One day, Valve accidentally pushed an update for the macOS version of CS:GO that included the full, unstripped Mach-O debug symbols in the .dylib binaries. This exposed much more of the game's internals at the time. This led to a rush of server operators using the new information to create new and exciting scripts. Unfortunately, cheat developers also used it to further develop their cheats. A classic double-edged sword.

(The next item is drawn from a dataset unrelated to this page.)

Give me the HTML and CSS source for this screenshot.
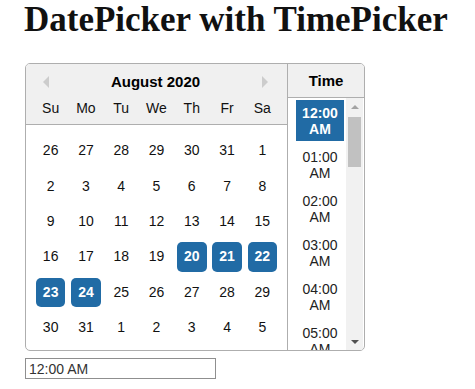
FILE: index.html
```html
<!DOCTYPE html>
<html>
<head>
<meta charset="utf-8">
<link rel="stylesheet" href="styles.css">
</head>
<body>
<div class="page">
  <h1 class="title">DatePicker with TimePicker</h1>
  <div class="picker">
    <div class="cal">
      <div class="cal-head">
        <div class="month-row">
          <span class="nav nav-prev"></span>
          <span class="month-title">August 2020</span>
          <span class="nav nav-next"></span>
        </div>
        <div class="day-names">
          <span class="cell">Su</span><span class="cell">Mo</span><span class="cell">Tu</span><span class="cell">We</span><span class="cell">Th</span><span class="cell">Fr</span><span class="cell">Sa</span>
        </div>
      </div>
      <div class="month">
        <div class="week"><span class="cell">26</span><span class="cell">27</span><span class="cell">28</span><span class="cell">29</span><span class="cell">30</span><span class="cell">31</span><span class="cell">1</span></div>
        <div class="week"><span class="cell">2</span><span class="cell">3</span><span class="cell">4</span><span class="cell">5</span><span class="cell">6</span><span class="cell">7</span><span class="cell">8</span></div>
        <div class="week"><span class="cell">9</span><span class="cell">10</span><span class="cell">11</span><span class="cell">12</span><span class="cell">13</span><span class="cell">14</span><span class="cell">15</span></div>
        <div class="week"><span class="cell">16</span><span class="cell">17</span><span class="cell">18</span><span class="cell">19</span><span class="cell sel">20</span><span class="cell sel">21</span><span class="cell sel">22</span></div>
        <div class="week"><span class="cell sel">23</span><span class="cell sel">24</span><span class="cell">25</span><span class="cell">26</span><span class="cell">27</span><span class="cell">28</span><span class="cell">29</span></div>
        <div class="week"><span class="cell">30</span><span class="cell">31</span><span class="cell">1</span><span class="cell">2</span><span class="cell">3</span><span class="cell">4</span><span class="cell">5</span></div>
      </div>
    </div>
    <div class="time">
      <div class="time-head">Time</div>
      <div class="time-body">
        <ul class="time-list">
          <li class="time-item sel">12:00<br>AM</li>
          <li class="time-item">01:00<br>AM</li>
          <li class="time-item">02:00<br>AM</li>
          <li class="time-item">03:00<br>AM</li>
          <li class="time-item">04:00<br>AM</li>
          <li class="time-item">05:00<br>AM</li>
        </ul>
        <div class="scrollbar">
          <span class="sb-btn"><span class="tri-up"></span></span>
          <span class="sb-thumb"></span>
          <span class="sb-track"></span>
          <span class="sb-btn"><span class="tri-down"></span></span>
        </div>
      </div>
    </div>
  </div>
  <div class="input-row">
    <input class="time-input" type="text" value="12:00 AM">
  </div>
</div>
</body>
</html>
```

FILE: styles.css
```css
html, body {
  margin: 0;
  padding: 0;
  background: #ffffff;
}

.page {
  padding: 0 0 0 24px;
  font-family: "Liberation Sans", Arial, sans-serif;
}

.title {
  margin: 0;
  font-family: "Liberation Serif", "Times New Roman", serif;
  font-weight: bold;
  font-size: 35px;
  line-height: 40px;
  color: #111111;
}

.picker {
  margin-top: 23px;
  margin-left: 1px;
  display: inline-flex;
  align-items: flex-start;
  border: 1px solid #aeaeae;
  border-radius: 5px;
  font-size: 14px;
  color: #111111;
  overflow: hidden;
}

.cal {
  width: 261px;
}

.cal-head {
  background: #f0f0f0;
  border-bottom: 1px solid #aeaeae;
  padding: 9px 0 0;
}

.month-row {
  display: flex;
  align-items: center;
  justify-content: space-between;
  height: 17px;
  padding: 0 19px 0 17px;
}

.month-title {
  font-weight: bold;
  font-size: 15px;
  line-height: 17px;
  color: #000;
}

.nav {
  width: 0;
  height: 0;
  border-top: 6px solid transparent;
  border-bottom: 6px solid transparent;
}

.nav-prev {
  border-right: 6px solid #cccccc;
}

.nav-next {
  border-left: 6px solid #cccccc;
}

.day-names {
  display: flex;
  margin-top: 4px;
  padding: 0 7px;
}

.cell {
  width: 29.6px;
  height: 29.6px;
  line-height: 29.6px;
  margin: 0 2.85px;
  text-align: center;
  border-radius: 5px;
  color: #111;
}

.month {
  padding: 9px 7px 5px;
}

.week {
  display: flex;
}

.week .cell {
  margin: 2.85px;
}

.cell.sel {
  background: #216ba5;
  color: #ffffff;
  font-weight: bold;
}

.time {
  width: 76px;
  border-left: 1px solid #aeaeae;
}

.time-head {
  background: #f0f0f0;
  border-bottom: 1px solid #aeaeae;
  height: 33px;
  line-height: 34px;
  text-align: center;
  font-weight: bold;
  font-size: 15px;
  color: #000;
}

.time-body {
  display: flex;
  overflow: hidden;
  height: 252px;
}

.time-list {
  list-style: none;
  margin: 0;
  padding: 2px 0 0 8px;
  width: 58px;
  height: 252px;
  box-sizing: border-box;
  overflow: hidden;
  flex: none;
}

.time-item {
  width: 48px;
  height: 41px;
  box-sizing: border-box;
  padding: 6px 0 4px;
  margin-bottom: 3px;
  line-height: 15.5px;
  text-align: center;
  color: #222;
}

.time-item.sel {
  background: #216ba5;
  color: #ffffff;
  font-weight: bold;
}

.scrollbar {
  width: 17px;
  height: 252px;
  background: #f1f1f1;
  display: flex;
  flex-direction: column;
  flex: none;
}

.sb-btn {
  height: 17px;
  display: flex;
  align-items: center;
  justify-content: center;
  flex: none;
}

.sb-thumb {
  margin: 2px 2px 0;
  height: 50px;
  background: #c1c1c1;
  flex: none;
}

.sb-track {
  flex: 1;
}

.tri-up {
  width: 0;
  height: 0;
  border-left: 4px solid transparent;
  border-right: 4px solid transparent;
  border-bottom: 4px solid #a3a3a3;
}

.tri-down {
  width: 0;
  height: 0;
  border-left: 4px solid transparent;
  border-right: 4px solid transparent;
  border-top: 4px solid #505050;
}

.input-row {
  margin-top: 7px;
  margin-left: 1px;
}

.time-input {
  display: block;
  box-sizing: border-box;
  width: 191px;
  height: 21px;
  margin: 0;
  padding: 0 3px;
  border: 1px solid #8f8f8f;
  font-family: "Liberation Sans", Arial, sans-serif;
  font-size: 14px;
  color: #333;
  outline: none;
}
```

This is a prime example of Valve valuing the additional layer of security provided by obscurity. Valve has to ship the game in binary form, because the game runs on our machines when we play it. Valve chooses to strip debug symbols from its binaries because doing so is highly effective at reducing the efficiency of cheat developers. Shortly after this release, Valve realised its mistake and re-released the same version with the debug symbols stripped.

Obfuscated code

I do my fair share of malware analysis and CTFs every now and again for fun. It is extremely common to run into obfuscated code, which is source code that has been intentionally complicated to make it harder for humans and tools to understand while remaining fully functional. The malware industry is a billion-dollar industry, and nobody relies on obscurity more than malicious actors. The more obfuscated the malicious payload, the less likely security researchers and tools are to understand what is going on.

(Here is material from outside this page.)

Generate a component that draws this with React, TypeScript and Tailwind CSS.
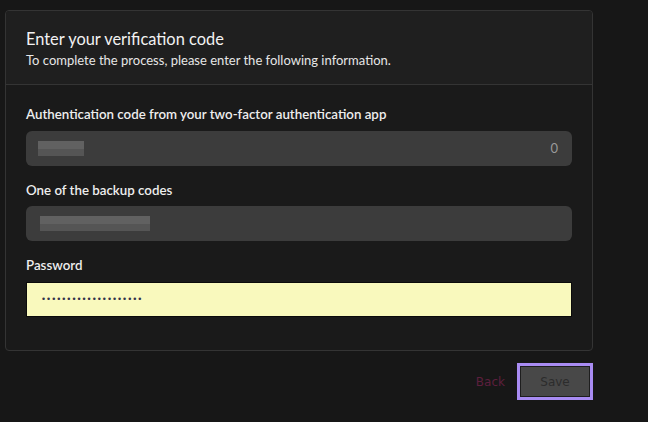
import React from 'react'

const sans = { fontFamily: 'Lato, "Noto Sans", sans-serif' }

function Blur({ w }: { w: number }) {
  // pixelated placeholder for hidden values
  return (
    <div className="flex flex-col gap-0" style={{ width: w }}>
      <div className="h-[8px] bg-[#6a6a6a] opacity-80" />
      <div className="h-[7px] bg-[#555555]" />
    </div>
  )
}

export default function App() {
  return (
    <div className="w-[648px] h-[422px] bg-[#171717] overflow-hidden pt-[10px]" style={sans}>
      <div className="ml-[5px] w-[588px] border border-[#343434] rounded-[4px] bg-[#1a1a1a] overflow-hidden">
        <div className="bg-[#1f1f1f] px-5 pt-[16px] pb-[15px] border-b border-[#343434]">
          <h2 className="text-[16.4px] leading-[24px] text-[#f2f2f2]">Enter your verification code</h2>
          <p className="text-[13px] leading-[18px] text-[#e6e6e6]">To complete the process, please enter the following information.</p>
        </div>
        <div className="px-5 pt-[19px] pb-[33px]">
          <label className="block text-[13.3px] leading-[20px] font-semibold text-[#eeeeee]">
            Authentication code from your two-factor authentication app
          </label>
          <div className="mt-[7px] h-[35px] w-[546px] rounded-[6px] bg-[#3c3c3c] flex items-center justify-between pl-[12px] pr-[14px]">
            <Blur w={46} />
            <span className="text-[13px] text-[#9a9a9a]">0</span>
          </div>
          <label className="mt-[14px] block text-[13.3px] leading-[20px] font-semibold text-[#eeeeee]">
            One of the backup codes
          </label>
          <div className="mt-[6px] h-[35px] w-[546px] rounded-[6px] bg-[#3c3c3c] flex items-center pl-[14px]">
            <Blur w={110} />
          </div>
          <label className="mt-[14px] block text-[13.3px] leading-[20px] font-semibold text-[#eeeeee]">
            Password
          </label>
          <div className="mt-[7px] h-[35px] w-[546px] border border-[#0b0b0b] bg-[#f9f9bd] flex items-center pl-[14px]">
            <span className="text-[8.6px] text-[#34344a]" style={{ fontFamily: '"DejaVu Sans", sans-serif' }}>
              ••••••••••••••••••••
            </span>
          </div>
        </div>
      </div>
      <div className="w-[593px] flex justify-end items-center gap-[12px] mt-[12px]" style={{ fontFamily: '"DejaVu Sans", sans-serif' }}>
        <span className="text-[12px] text-[#5c1f3d]">Back</span>
        <div className="border-[3px] border-[#a98cf3]">
          <div className="w-[70px] h-[31px] border border-[#1e1e1e] bg-[#484848] flex items-center justify-center text-[12px] text-[#2c2c2c]">
            Save
          </div>
        </div>
      </div>
    </div>
  )
}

On the flip side, enterprises like Google also use JavaScript obfuscation to hide sensitive logic in the browser. A great example is Google reCAPTCHA, where the obfuscation is often heavy and sophisticated in order to make it harder for bots to understand the checks being performed and automate solving them. Netflix also uses obfuscation in its browser-side DRM components to help protect the logic that lets your browser play the video without exposing everything needed to easily extract and save a playable copy. Riot Games also uses obfuscation around parts of the communication between its kernel-level anti-cheat system, Riot Vanguard, and its servers to make it harder for cheaters to fake a clean signal while cheats are running.

Now, there was a suggestion that advances in AI have made obfuscation obsolete. I disagree. While AI tools are good at deobfuscating code, it is still often a slow and expensive process. I do believe a strong model will eventually reach a solution, but it will take time and money. Again, the longer and more expensive it is, the more likely people are to give up and move on.

I do not have concrete data to share on this topic, but I do have some anecdotal evidence. I attempted a hard PWN-style CTF challenge last year that I was not able to solve on my own. Using an LLM, Claude Opus 4.5, and giving it all the information, binaries, and local tools needed to solve the challenge, it still failed at first.

It was not until 4.5 hours of non-stop token burning and many trial-and-error iterations later that the LLM was able to find a solution. This endeavour used 61 million input tokens and 11 million output tokens, or roughly $300 USD. While I was willing to spend that much to gauge the model's ability to solve the challenge, it is important to keep in mind that we already knew a solution existed because this was a CTF challenge with an intended solution. Would malicious actors be willing to spend that much per attempt across a large enterprise attack surface, where results are far from guaranteed? How long are they willing to iterate on one specific angle? That uncertainty is exactly where obscurity still has value.

Spread the word

It should be clear by now that security through obscurity still has its place as an additional security layer in the modern world, even with AI-assisted tooling.

So I no longer want to hear the phrase "security through obscurity is bad".

From now on, let's spread these two statements instead:

Security ONLY through obscurity is bad

Security through obscurity, as an additional layer, is good!